**Short problem**
Pull out every line below holding the word "this".

**Input records**
>> START

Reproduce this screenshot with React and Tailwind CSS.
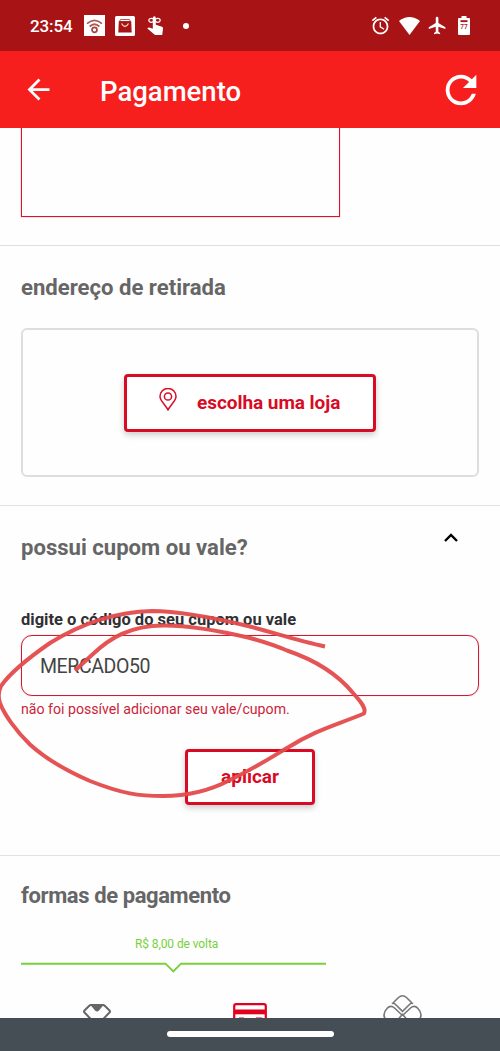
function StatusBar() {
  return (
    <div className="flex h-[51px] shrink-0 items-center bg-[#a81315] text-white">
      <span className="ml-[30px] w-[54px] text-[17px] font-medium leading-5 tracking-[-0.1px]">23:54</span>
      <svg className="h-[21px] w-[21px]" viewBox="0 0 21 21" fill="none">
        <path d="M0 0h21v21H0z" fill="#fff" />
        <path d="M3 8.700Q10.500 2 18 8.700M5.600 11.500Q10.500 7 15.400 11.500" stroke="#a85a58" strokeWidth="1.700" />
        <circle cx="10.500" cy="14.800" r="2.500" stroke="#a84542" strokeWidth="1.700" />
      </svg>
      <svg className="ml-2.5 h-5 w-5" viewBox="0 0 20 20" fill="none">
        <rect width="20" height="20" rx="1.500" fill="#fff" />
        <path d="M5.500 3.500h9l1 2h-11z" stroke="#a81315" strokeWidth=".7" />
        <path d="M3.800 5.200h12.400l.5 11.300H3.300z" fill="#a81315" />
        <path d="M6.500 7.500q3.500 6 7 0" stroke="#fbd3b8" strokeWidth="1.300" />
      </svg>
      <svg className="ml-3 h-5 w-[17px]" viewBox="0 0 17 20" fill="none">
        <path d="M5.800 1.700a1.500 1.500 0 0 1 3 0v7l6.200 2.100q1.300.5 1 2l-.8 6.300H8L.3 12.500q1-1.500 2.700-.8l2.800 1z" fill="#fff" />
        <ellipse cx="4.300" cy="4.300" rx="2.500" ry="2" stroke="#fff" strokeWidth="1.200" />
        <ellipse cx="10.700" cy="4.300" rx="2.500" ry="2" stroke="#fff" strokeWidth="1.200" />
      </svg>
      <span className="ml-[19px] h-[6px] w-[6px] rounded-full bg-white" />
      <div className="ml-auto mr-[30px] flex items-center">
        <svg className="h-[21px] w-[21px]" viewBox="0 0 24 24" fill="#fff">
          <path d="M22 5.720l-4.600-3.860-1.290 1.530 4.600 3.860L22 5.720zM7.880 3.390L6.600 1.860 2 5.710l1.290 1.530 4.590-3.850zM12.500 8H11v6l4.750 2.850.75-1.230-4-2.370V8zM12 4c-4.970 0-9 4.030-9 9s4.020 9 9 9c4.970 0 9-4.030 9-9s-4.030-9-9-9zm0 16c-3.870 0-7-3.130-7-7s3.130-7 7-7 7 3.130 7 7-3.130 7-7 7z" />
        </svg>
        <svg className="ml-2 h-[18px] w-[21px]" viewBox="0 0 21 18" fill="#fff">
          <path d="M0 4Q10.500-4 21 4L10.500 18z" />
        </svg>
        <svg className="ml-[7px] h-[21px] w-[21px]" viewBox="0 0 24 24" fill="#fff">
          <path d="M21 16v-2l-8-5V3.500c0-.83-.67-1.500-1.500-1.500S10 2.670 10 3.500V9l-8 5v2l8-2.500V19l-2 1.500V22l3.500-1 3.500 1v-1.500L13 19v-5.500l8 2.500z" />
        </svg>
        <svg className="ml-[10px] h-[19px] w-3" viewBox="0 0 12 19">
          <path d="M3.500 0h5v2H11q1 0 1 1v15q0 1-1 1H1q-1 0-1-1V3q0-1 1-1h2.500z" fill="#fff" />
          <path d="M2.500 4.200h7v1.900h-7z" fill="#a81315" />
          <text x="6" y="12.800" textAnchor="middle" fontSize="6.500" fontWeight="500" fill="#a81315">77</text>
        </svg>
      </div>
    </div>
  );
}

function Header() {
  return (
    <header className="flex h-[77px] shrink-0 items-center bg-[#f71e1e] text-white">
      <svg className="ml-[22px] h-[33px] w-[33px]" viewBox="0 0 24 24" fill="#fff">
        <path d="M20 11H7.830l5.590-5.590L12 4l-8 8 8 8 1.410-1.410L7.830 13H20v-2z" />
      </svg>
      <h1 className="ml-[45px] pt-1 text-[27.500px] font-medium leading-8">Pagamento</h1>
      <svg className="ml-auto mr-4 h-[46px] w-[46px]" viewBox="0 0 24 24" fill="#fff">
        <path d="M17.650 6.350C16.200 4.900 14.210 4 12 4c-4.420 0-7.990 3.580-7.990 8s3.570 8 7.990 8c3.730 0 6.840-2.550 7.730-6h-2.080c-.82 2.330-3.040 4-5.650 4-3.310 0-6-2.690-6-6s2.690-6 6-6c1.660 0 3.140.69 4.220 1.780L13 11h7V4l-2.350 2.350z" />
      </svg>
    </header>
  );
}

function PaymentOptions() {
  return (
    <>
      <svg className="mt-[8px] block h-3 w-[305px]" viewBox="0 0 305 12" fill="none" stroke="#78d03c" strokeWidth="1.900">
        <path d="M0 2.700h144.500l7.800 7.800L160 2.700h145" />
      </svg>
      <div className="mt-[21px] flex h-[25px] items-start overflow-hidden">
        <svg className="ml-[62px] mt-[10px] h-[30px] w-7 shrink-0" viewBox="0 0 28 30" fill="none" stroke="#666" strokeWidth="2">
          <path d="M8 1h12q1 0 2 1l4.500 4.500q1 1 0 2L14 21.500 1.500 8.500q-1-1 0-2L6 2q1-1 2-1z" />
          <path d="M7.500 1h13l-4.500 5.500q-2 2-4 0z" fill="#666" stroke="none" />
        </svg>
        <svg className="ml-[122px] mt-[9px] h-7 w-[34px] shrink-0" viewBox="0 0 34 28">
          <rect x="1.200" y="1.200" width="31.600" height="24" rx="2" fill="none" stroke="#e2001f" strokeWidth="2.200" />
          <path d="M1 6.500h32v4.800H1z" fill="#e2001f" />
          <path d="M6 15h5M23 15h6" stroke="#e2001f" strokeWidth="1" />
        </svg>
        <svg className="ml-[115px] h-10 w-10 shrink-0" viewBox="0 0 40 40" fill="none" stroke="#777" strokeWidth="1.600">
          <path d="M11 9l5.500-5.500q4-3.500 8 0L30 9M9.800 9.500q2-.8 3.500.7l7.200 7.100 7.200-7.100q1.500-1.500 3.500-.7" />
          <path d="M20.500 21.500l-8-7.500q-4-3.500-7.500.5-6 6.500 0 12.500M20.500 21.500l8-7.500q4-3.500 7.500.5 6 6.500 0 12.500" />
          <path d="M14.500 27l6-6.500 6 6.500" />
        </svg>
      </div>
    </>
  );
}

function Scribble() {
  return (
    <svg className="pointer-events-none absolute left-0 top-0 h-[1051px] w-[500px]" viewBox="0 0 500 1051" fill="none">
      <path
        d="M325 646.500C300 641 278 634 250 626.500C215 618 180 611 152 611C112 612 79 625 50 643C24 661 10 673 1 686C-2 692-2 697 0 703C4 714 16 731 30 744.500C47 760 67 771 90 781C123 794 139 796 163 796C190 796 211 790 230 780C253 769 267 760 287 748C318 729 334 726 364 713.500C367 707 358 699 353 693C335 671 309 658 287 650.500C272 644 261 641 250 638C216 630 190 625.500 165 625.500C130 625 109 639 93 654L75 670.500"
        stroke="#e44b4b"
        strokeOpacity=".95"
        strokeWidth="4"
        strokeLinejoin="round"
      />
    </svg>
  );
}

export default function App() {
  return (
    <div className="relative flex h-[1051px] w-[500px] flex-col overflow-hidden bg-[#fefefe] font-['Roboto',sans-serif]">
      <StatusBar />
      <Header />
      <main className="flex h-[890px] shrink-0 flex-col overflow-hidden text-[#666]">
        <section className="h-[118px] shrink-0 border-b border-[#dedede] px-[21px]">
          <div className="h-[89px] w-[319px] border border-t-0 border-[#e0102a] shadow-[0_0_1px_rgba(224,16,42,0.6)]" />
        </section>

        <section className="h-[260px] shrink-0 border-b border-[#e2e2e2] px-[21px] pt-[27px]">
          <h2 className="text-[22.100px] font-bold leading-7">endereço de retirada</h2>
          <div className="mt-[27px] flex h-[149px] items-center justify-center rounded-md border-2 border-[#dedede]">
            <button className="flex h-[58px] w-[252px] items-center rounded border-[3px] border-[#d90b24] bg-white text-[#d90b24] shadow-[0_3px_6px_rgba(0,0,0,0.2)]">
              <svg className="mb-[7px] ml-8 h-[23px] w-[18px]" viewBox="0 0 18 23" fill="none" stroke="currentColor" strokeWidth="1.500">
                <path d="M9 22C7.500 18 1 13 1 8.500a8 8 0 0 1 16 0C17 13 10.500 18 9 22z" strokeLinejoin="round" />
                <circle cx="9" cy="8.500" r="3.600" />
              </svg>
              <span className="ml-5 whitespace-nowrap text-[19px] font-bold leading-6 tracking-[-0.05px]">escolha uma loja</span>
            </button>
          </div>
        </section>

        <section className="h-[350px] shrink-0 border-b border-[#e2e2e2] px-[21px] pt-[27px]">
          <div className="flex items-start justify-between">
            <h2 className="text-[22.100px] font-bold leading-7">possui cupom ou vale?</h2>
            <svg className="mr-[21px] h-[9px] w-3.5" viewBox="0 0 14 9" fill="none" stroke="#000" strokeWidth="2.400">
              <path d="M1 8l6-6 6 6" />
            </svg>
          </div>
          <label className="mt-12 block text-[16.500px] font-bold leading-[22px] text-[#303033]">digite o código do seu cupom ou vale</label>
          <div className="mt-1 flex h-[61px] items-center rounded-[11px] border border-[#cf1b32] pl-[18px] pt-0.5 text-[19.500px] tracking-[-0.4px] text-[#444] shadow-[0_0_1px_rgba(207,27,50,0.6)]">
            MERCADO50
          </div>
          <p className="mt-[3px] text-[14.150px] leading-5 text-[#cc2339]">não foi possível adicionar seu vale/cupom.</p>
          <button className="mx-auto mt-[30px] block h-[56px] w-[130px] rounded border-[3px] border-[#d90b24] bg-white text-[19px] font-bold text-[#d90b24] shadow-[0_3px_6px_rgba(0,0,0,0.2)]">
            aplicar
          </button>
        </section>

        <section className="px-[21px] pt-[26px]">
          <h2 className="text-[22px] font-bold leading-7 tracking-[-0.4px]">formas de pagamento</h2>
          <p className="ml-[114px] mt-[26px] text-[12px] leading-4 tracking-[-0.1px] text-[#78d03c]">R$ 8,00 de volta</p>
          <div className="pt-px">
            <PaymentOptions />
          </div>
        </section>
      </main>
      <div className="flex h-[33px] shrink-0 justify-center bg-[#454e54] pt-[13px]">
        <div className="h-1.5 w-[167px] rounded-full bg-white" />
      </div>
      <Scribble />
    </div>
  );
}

>> END
>> START

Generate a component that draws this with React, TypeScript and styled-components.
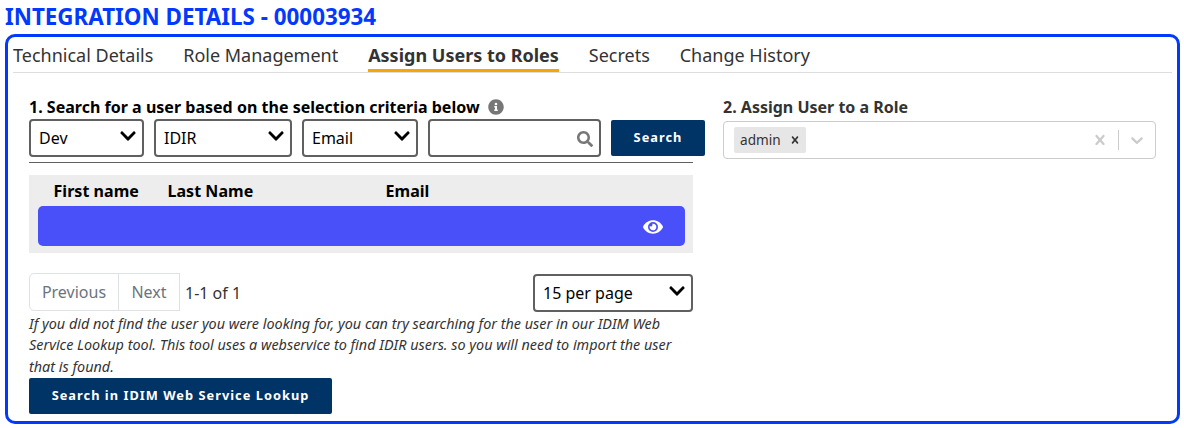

>> END

**Full response**
Reproduce this screenshot with React and Tailwind CSS.
Generate a component that draws this with React, TypeScript and styled-components.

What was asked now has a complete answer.